RÉSUMÉ. La fin du Moyen Âge marque une période d'éclosion de l'intérêt des sociétés et des États envers le fait maritime. Si les riverains des littoraux expriment une méfiance envers la mer, les ports sont les lieux privilégiés du développement du fait maritime. L'essor du commerce et de la grande pêche montre l'utilité de la mer, voie de communication, tandis que les conflits entre les États en font un enjeu stratégique, nécessitant le contrôle par un pouvoir souverain. La mer devient à la fois route, surface et territoire.
ABSTRACT. The end of the Middle Ages marked a period of growing interest in maritime issues for societies and States. While the coastal inhabitants expressed distrust of the sea, the ports were privileged places for maritime development. The rise of trade and sea fishing showed its usefulness as a communication route whereas conflicts between States made the sea a strategic element requiring a sovereign power's control. The sea became route, surface, and territory all in one.
Comment la mer était-elle perçue au Moyen Âge, avant l'époque des Grandes Découvertes et l'apogée des marines de guerre européennes ? Quelles relations l'homme entretenait-il avec elle ? Ces questions paraissent essentielles à la compréhension du fait maritime européen, dans la mesure où elles permettent de saisir l'intérêt – ou le désintérêt – des individus, des groupes sociaux et, in fine, des États envers les entreprises maritimes et océaniques.

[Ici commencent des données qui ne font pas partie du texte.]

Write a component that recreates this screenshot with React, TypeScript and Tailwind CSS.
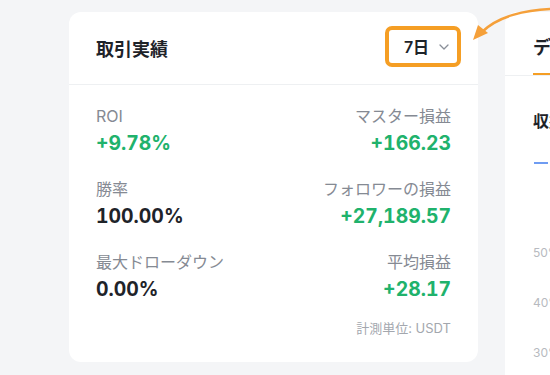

Essentiellement consacrée aux périodes moderne et contemporaine, l'historiographie du fait maritime peut laisser penser que le Moyen Âge n'est pas une période d'ouverture à la mer. Or, je tenterai ici de montrer que cette période, et plus particulièrement ses derniers siècles, entre XIIIe et XVe, voient précisément éclore l'intérêt des sociétés et des autorités publiques européennes envers l'environnement maritime et l'usage de la mer. La construction progressive de cette curiosité et les raisons qui l'ont guidée peuvent ainsi nous éclairer sur ce que la mer peut apporter, aux nations comme aux hommes.